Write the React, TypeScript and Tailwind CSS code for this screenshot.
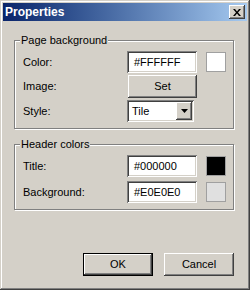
import React from 'react';

const raised =
  'bg-[#D4D0C8] shadow-[inset_-1px_-1px_#404040,inset_1px_1px_#ffffff,inset_-2px_-2px_#808080,inset_2px_2px_#D4D0C8]';
const sunken =
  'bg-white shadow-[inset_1px_1px_#808080,inset_-1px_-1px_#ffffff,inset_2px_2px_#404040,inset_-2px_-2px_#D4D0C8]';

const Field: React.FC<{ value: string }> = ({ value }) => (
  <div className={`${sunken} w-[70px] h-[22px] flex items-center pl-[7px] text-[11px] text-black`}>
    {value}
  </div>
);

const Swatch: React.FC<{ color: string }> = ({ color }) => (
  <div className={`ml-[9px] w-[20px] h-[20px] border border-[#A0A0A0] ${color}`} />
);

const Group: React.FC<{ title: string; className?: string; children: React.ReactNode }> = ({
  title,
  className = '',
  children,
}) => (
  <div
    className={`relative w-[220px] border border-[#808080] shadow-[inset_1px_1px_#ffffff,1px_1px_#ffffff] pl-[8px] pt-[10px] pb-[6px] ${className}`}
  >
    <span className="absolute top-[-7px] left-[5px] px-[1px] bg-[#D4D0C8] text-[11px] leading-[13px] text-black">
      {title}
    </span>
    {children}
  </div>
);

const Row: React.FC<{ label: string; children: React.ReactNode }> = ({ label, children }) => (
  <div className="flex items-center">
    <span className="w-[104px] text-[11px] text-black">{label}</span>
    {children}
  </div>
);

export default function App() {
  return (
    <div className="w-[250px] h-[290px] p-[3px] flex flex-col bg-[#D4D0C8] shadow-[inset_-1px_-1px_#404040,inset_1px_1px_#D4D0C8,inset_-2px_-2px_#808080,inset_2px_2px_#ffffff] font-['Liberation_Sans',Arial,sans-serif]">
      {/* title bar */}
      <div className="h-[18px] flex items-center justify-between pl-[2px] pr-[2px] bg-gradient-to-r from-[#0A246A] to-[#A6CAF0]">
        <span className="text-white font-bold text-[12px] leading-none">Properties</span>
        <div className={`${raised} w-[16px] h-[14px] flex items-center justify-center`}>
          <svg width="8" height="7" viewBox="0 0 8 7">
            <path d="M0 0H2L4 2.5L6 0H8L5 3.5L8 7H6L4 4.5L2 7H0L3 3.5Z" fill="#000" />
          </svg>
        </div>
      </div>

      <div className="flex flex-col pl-[11px]">
        <Group title="Page background" className="mt-[19px]">
          <div className="flex flex-col gap-[2px]">
            <Row label="Color:">
              <Field value="#FFFFFF" />
              <Swatch color="bg-white" />
            </Row>
            <Row label="Image:">
              <div className={`${raised} ml-[1px] w-[69px] h-[23px] flex items-center justify-center text-[11px] text-black`}>
                Set
              </div>
            </Row>
            <Row label="Style:">
              <div className={`${sunken} w-[67px] h-[22px] p-[2px] flex`}>
                <span className="flex-1 flex items-center pl-[3px] text-[11px] text-black">Tile</span>
                <div className={`${raised} w-[16px] h-full flex items-center justify-center`}>
                  <svg width="7" height="4" viewBox="0 0 7 4">
                    <path d="M0 0H7L3.5 4Z" fill="#000" />
                  </svg>
                </div>
              </div>
            </Row>
          </div>
        </Group>

        <Group title="Header colors" className="mt-[15px]">
          <div className="flex flex-col gap-[4px]">
            <Row label="Title:">
              <Field value="#000000" />
              <Swatch color="bg-black" />
            </Row>
            <Row label="Background:">
              <Field value="#E0E0E0" />
              <Swatch color="bg-[#E0E0E0]" />
            </Row>
          </div>
        </Group>

        <div className="mt-[43px] ml-[69px] flex gap-[11px]">
          <div className="w-[70px] h-[23px] border border-black">
            <div className={`${raised} w-full h-full flex items-center justify-center text-[11px] text-black`}>
              OK
            </div>
          </div>
          <div className={`${raised} w-[70px] h-[23px] flex items-center justify-center text-[11px] text-black`}>
            Cancel
          </div>
        </div>
      </div>
    </div>
  );
}
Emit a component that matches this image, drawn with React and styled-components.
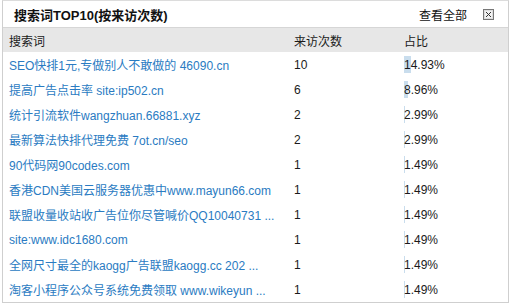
import React from "react"
import styled, { createGlobalStyle } from "styled-components"

const GlobalStyle = createGlobalStyle`
  body {
    margin: 0;
    background: #fff;
    font-family: "Liberation Sans", "Noto Sans CJK SC", sans-serif;
    font-size: 12px;
    color: #222;
  }
`

const Panel = styled.div`
  margin-left: 2px;
  width: 505px;
  border: 1px solid #cfcfcf;
  border-top: 1px solid #dcdcdc;
  background: #fff;
`

const TitleBar = styled.div`
  height: 26px;
  display: flex;
  align-items: center;
  padding: 0 14px 0 11px;
  border-bottom: 1px solid #d6d6d6;
`

const Title = styled.h3`
  margin: 0;
  flex: 1;
  font-size: 13px;
  font-weight: bold;
  color: #111;
`

const ViewAll = styled.a`
  color: #111;
  font-size: 12px;
  text-decoration: none;
  margin-right: 16px;
`

const CloseBox = styled.span`
  width: 9px;
  height: 9px;
  border: 1px solid #777;
  background: #f2f2f2;
  display: flex;
  align-items: center;
  justify-content: center;
  box-shadow: inset 0 0 0 1px #ddd;
`

const Row = styled.div`
  display: grid;
  grid-template-columns: 285px 110px 1fr;
  height: ${(p) => (p.$head ? "24px" : "25px")};
  align-items: center;
  background: ${(p) => (p.$head ? "#e7e7e7" : "transparent")};
`

const Cell = styled.div`
  padding-left: 6px;
  white-space: nowrap;
  overflow: hidden;
  color: ${(p) => (p.$link ? "#2a7bc2" : "#1a1a1a")};
`

const PctCell = styled.div`
  position: relative;
  padding-left: 6px;
  height: 100%;
  display: flex;
  align-items: center;
`

const Bar = styled.span`
  position: absolute;
  left: 6px;
  top: 4px;
  bottom: 4px;
  background: #c9dded;
`

const PctText = styled.span`
  position: relative;
  color: #1a1a1a;
`

const rows = [
  ["SEO快排1元,专做别人不敢做的 46090.cn", 10, 14.93],
  ["提高广告点击率 site:ip502.cn", 6, 8.96],
  ["统计引流软件wangzhuan.66881.xyz", 2, 2.99],
  ["最新算法快排代理免费 7ot.cn/seo", 2, 2.99],
  ["90代码网90codes.com", 1, 1.49],
  ["香港CDN美国云服务器优惠中www.mayun66.com", 1, 1.49],
  ["联盟收量收站收广告位你尽管喊价QQ10040731 ...", 1, 1.49],
  ["site:www.idc1680.com", 1, 1.49],
  ["全网尺寸最全的kaogg广告联盟kaogg.cc 202 ...", 1, 1.49],
  ["淘客小程序公众号系统免费领取 www.wikeyun ...", 1, 1.49],
]

const App = () => (
  <>
    <GlobalStyle />
    <Panel>
      <TitleBar>
        <Title>搜索词TOP10(按来访次数)</Title>
        <ViewAll href="#">查看全部</ViewAll>
        <CloseBox>
          <svg width="7" height="7" viewBox="0 0 7 7">
            <path d="M1 1L6 6M6 1L1 6" stroke="#333" strokeWidth="1" />
          </svg>
        </CloseBox>
      </TitleBar>
      <Row $head>
        <Cell>搜索词</Cell>
        <Cell>来访次数</Cell>
        <Cell>占比</Cell>
      </Row>
      {rows.map(([word, count, pct]) => (
        <Row key={word}>
          <Cell $link>{word}</Cell>
          <Cell>{count}</Cell>
          <PctCell>
            <Bar style={{ width: Math.max(1, Math.round(pct / 2)) + "px" }} />
            <PctText>{pct.toFixed(2)}%</PctText>
          </PctCell>
        </Row>
      ))}
    </Panel>
  </>
)

export default App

--------------------

**WORK INSTRUCTIONS:** Give the lines again word for word, from the start of the records to the line holding "import React from 'react';", both included, and leave out any picture.

**CORRECT ANSWER:**
Write the React, TypeScript and Tailwind CSS code for this screenshot.
import React from 'react';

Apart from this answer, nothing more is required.